In comparison to their more popular counterparts, they are cheap. A dozen roses will likely set you back around £5 in a supermarket, whereas a bunch of carnations will probably be less than half that. But surely gone are the days when buying cheap meant you had bought something to be ashamed of?

Charlotte from Sex and the City referred to them as the 'filler flower'; only to be used to help bump out far superior and more dominant flowers in arrangements or bouquets. On the contrary, Carrie proclaimed pink ones as her favourite - and stated they were making a comeback. I happen to agree.

Recently featured on Channel 4's 'My Dream Farm', eco-friendly Kent based cut flower farm, Blooming Green, is all for only growing British flowers.

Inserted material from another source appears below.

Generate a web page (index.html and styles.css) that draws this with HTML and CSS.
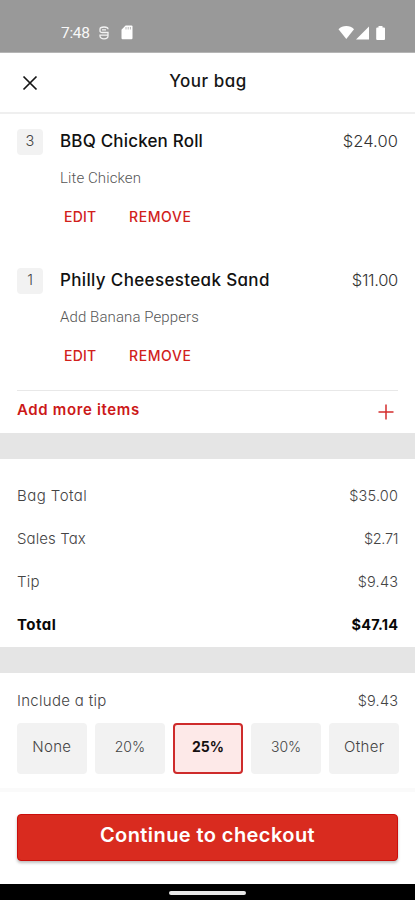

Personally my favourite flower is the tulip, and we all know where the majority of those are imported from. Whilst they will always be my absolute favourite, they are flaky and last barely a week before giving up and drooping clean out of their vase. Enter the carnation. These are of course easily grown in Britain, which, if we are ever to become more aware and responsible about what we buy and where it comes from, then anything from 'home' is surely a jolly good place to start.

Speaking of home, my sister bought me the carnations you see in the picture. These are still looking as fresh as ever, and 16 days on, I think this is pretty good going. Cost effective, quintessentially gorgeous and with barely any sort of a print left behind after their purchase, let alone a foot-shaped one; dianthus caryophyllus certainly gets my vote.